There are many steps the administration could have taken that would have produced in Syria a situation far less abominable than it is today. Would Assad be gone and Jeffersonian democracy installed? Not likely. Yet would the regime today be slaughtering people with efficient impunity, pounding residential areas with artillery, rockets, missiles, and aircraft? Not if those systems had been neutralized. Could there have been by now an alternate Syrian government functioning in liberated areas and protected by well-armed, equipped, and trained Syrian military forces? Yes indeed. Would any of this have been easy? No. Would it have required invasion and occupation? Absolutely not.
The Obama administration will have to undertake a thorough reevaluation of its Syria policy sooner rather than later. The humanitarian outrage is an affront to all of mankind. The regime and its supporters have exhibited no interest in implementing the Geneva Conference mandate for political transition and fundamental change.
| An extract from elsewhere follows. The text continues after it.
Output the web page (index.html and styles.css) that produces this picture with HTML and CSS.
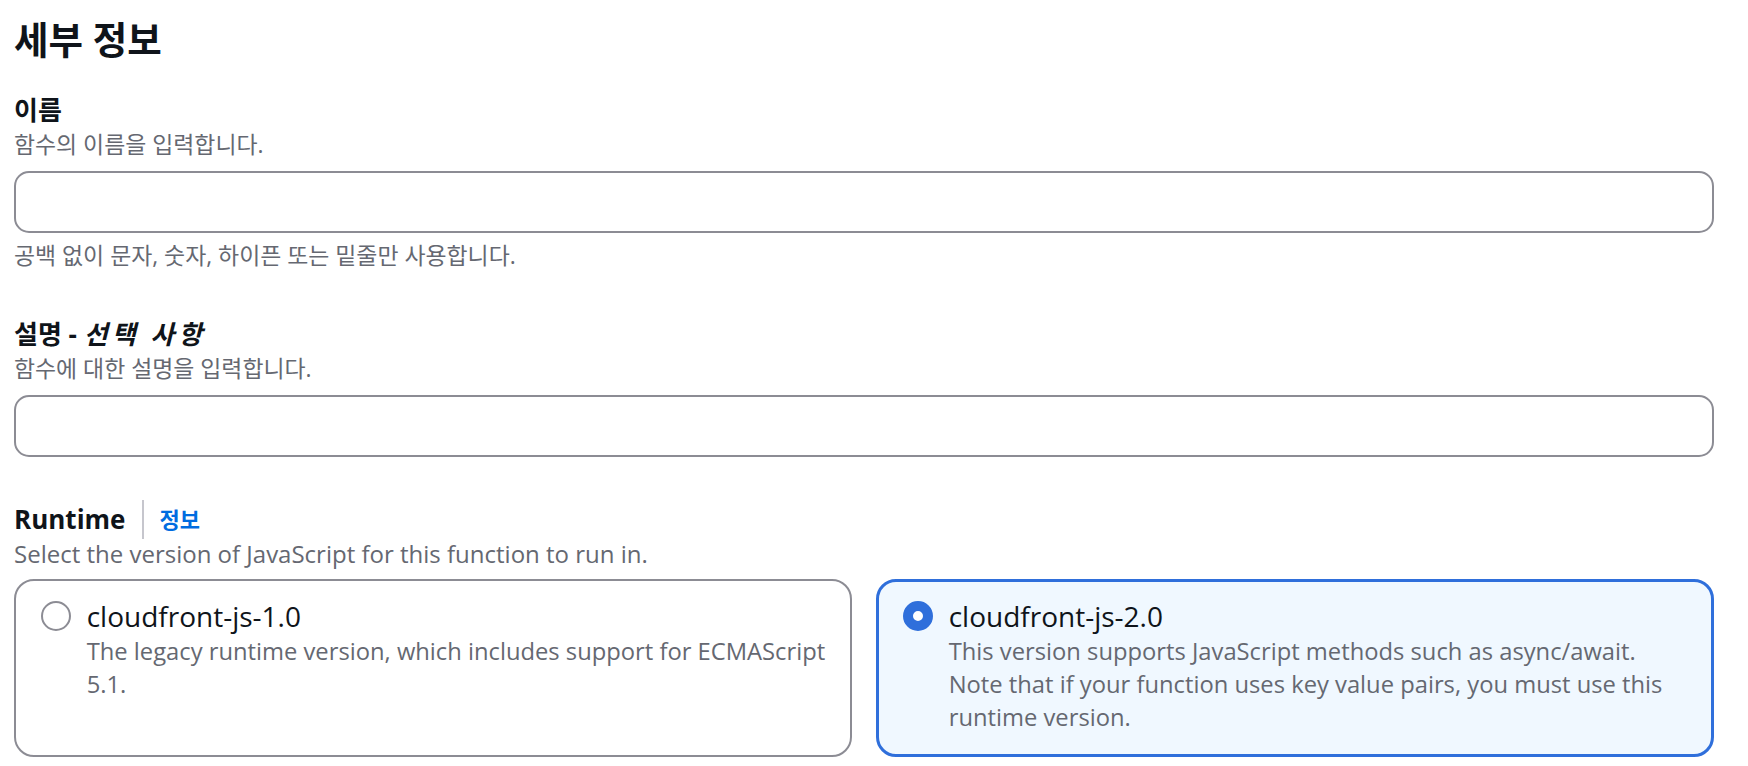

The carnage in Syria is having dire consequences for Jordan, Iraq, Lebanon, and Turkey. Bashar al-Assad has calculated that he can do as he pleases to keep himself and his clan in power without fear of a kinetic US reaction, no matter the size or cumulative effects of the outrage.
If the president truly believes and adheres rigidly to the proposition that the only positive, feasible alternative to his current Syria policy is invasion and occupation, then any policy reappraisal will be sterile and useless. The avoidance of another Iraq-like war is not the problem. The problem is the “magical thinking” the president decries: the belief that talk about people stepping aside and red lines can substitute for a range of actions that will not produce a near-term panacea, but can save lives, change calculations, and shape diplomacy.
Frederic C. Hof is a senior fellow with the Atlantic Council’s Rafik Hariri Center for the Middle East.